A constant-power pattern generator 6 generates a current pattern Ip with a rotor frequency fr of a motor for promotion as a variable and with a signal Pp, which is supplied from the comparator 5 corresponding to the engine speed signal n or the notch signal N of the master controller 1, as a parameter. This current pattern Ip becomes a current pattern of an inverter controller controlling driving of the motor for promotion.
Since the conventional apparatus has such a construction, the function output PN immediately becomes a value after the notch signal changing, when the notch signal N of the master controller 1 is increased (notch-up), that is, the engine speed and engine power are increased. Nevertheless, since there exists response time for engine control until the engine speed becomes a speed after the notch signal changing, the function output Pn determined by the engine speed becomes smaller than the function output PN determined by the notch signal. Therefore, the function output Pn is selected as an output of the low-order-preferential selector 4, and hence an overload to the engine is avoided.
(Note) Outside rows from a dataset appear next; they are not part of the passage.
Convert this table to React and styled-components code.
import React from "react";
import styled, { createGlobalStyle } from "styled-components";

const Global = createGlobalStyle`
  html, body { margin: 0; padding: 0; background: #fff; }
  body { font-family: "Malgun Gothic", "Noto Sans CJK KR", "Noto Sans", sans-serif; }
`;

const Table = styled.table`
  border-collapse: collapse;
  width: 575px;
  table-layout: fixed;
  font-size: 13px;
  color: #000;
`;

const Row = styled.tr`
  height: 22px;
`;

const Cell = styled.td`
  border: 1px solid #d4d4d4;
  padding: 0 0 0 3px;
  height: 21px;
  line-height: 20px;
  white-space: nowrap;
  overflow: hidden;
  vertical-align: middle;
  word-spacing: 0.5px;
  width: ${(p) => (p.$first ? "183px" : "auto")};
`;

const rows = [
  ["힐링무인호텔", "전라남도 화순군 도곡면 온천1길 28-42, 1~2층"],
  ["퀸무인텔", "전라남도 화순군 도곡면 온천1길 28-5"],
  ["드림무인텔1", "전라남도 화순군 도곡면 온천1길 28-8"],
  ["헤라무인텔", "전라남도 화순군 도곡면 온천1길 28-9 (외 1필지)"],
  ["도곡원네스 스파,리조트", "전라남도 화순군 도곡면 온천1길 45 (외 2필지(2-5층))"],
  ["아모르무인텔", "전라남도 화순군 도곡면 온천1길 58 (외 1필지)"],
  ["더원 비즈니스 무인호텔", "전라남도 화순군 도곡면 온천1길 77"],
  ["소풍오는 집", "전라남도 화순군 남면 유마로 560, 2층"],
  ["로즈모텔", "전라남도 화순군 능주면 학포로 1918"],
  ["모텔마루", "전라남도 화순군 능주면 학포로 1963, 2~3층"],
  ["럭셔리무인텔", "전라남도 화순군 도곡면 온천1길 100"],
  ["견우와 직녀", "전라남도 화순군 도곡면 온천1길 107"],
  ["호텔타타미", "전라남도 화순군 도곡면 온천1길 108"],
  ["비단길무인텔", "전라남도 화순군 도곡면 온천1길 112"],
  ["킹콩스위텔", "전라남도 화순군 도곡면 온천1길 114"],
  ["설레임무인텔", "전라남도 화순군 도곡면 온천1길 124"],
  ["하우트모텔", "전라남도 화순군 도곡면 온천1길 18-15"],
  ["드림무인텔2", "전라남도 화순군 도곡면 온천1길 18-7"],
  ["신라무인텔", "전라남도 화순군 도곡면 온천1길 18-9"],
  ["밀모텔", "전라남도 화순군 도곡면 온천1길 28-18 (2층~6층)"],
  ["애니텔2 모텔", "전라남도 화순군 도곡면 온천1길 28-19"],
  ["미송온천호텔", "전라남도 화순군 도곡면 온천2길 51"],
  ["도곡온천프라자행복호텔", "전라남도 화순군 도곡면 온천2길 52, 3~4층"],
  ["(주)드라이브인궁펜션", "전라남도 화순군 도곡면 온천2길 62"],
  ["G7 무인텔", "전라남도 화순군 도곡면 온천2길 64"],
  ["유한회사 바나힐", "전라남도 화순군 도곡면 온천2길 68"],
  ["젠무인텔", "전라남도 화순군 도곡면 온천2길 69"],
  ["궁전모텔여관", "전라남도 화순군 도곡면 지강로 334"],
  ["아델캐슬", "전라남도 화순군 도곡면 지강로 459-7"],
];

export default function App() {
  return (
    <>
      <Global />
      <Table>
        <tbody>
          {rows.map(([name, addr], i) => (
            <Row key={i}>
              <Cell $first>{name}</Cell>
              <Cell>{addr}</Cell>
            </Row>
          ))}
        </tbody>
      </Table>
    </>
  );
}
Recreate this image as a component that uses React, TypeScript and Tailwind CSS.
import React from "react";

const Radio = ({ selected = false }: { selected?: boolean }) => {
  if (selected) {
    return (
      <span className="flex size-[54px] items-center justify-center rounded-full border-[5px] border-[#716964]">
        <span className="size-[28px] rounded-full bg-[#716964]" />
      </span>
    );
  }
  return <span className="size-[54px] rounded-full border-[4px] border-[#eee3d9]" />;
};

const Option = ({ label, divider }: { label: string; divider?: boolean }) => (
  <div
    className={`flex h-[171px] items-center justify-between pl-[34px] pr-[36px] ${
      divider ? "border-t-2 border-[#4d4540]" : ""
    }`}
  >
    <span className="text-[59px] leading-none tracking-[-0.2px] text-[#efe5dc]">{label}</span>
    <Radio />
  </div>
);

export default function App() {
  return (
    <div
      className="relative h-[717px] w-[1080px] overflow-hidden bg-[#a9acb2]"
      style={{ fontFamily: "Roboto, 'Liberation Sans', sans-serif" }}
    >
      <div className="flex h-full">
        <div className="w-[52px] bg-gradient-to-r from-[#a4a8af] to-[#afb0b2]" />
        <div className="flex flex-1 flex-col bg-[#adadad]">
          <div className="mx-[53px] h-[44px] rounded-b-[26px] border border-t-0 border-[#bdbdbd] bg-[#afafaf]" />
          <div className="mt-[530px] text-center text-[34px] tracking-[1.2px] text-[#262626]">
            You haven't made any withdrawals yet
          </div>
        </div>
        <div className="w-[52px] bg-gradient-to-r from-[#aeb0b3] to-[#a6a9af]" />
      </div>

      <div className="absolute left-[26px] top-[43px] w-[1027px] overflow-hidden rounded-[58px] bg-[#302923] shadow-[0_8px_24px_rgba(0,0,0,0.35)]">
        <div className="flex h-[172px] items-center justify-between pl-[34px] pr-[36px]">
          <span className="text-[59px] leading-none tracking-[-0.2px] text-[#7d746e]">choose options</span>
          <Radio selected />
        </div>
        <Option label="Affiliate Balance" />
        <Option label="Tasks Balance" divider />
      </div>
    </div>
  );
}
On the contrary, when the notch signal of the master controller 1 is decreased (notch-down), that is, the engine speed and engine power are decreased, the function output PN immediately becomes a value after the notch signal changing. Nevertheless, since there is the response time for engine control until the engine speed becomes a speed after the notch signal changing, the function output Pn determined by the engine speed becomes larger than the function output PN determined by the notch signal. Therefore, the function output PN is selected as the output of the low-order-preferential selector 4. In addition, at the time of notch-down, neither the function output Pn nor the function output PN generates the state of the overload to the engine. Therefore, although any one can be selected, this example selects the function output PN.
As described above, a control apparatus for a Diesel-electric locomotive in conventional art realizes the cooperative control with engine power. Nevertheless, there is a problem that, since a change of power for auxiliary equipment such as a battery charger, an air compressor, and a cooling blower is not considered, the controller in the conventional art is not always in the optimum operation state for an engine.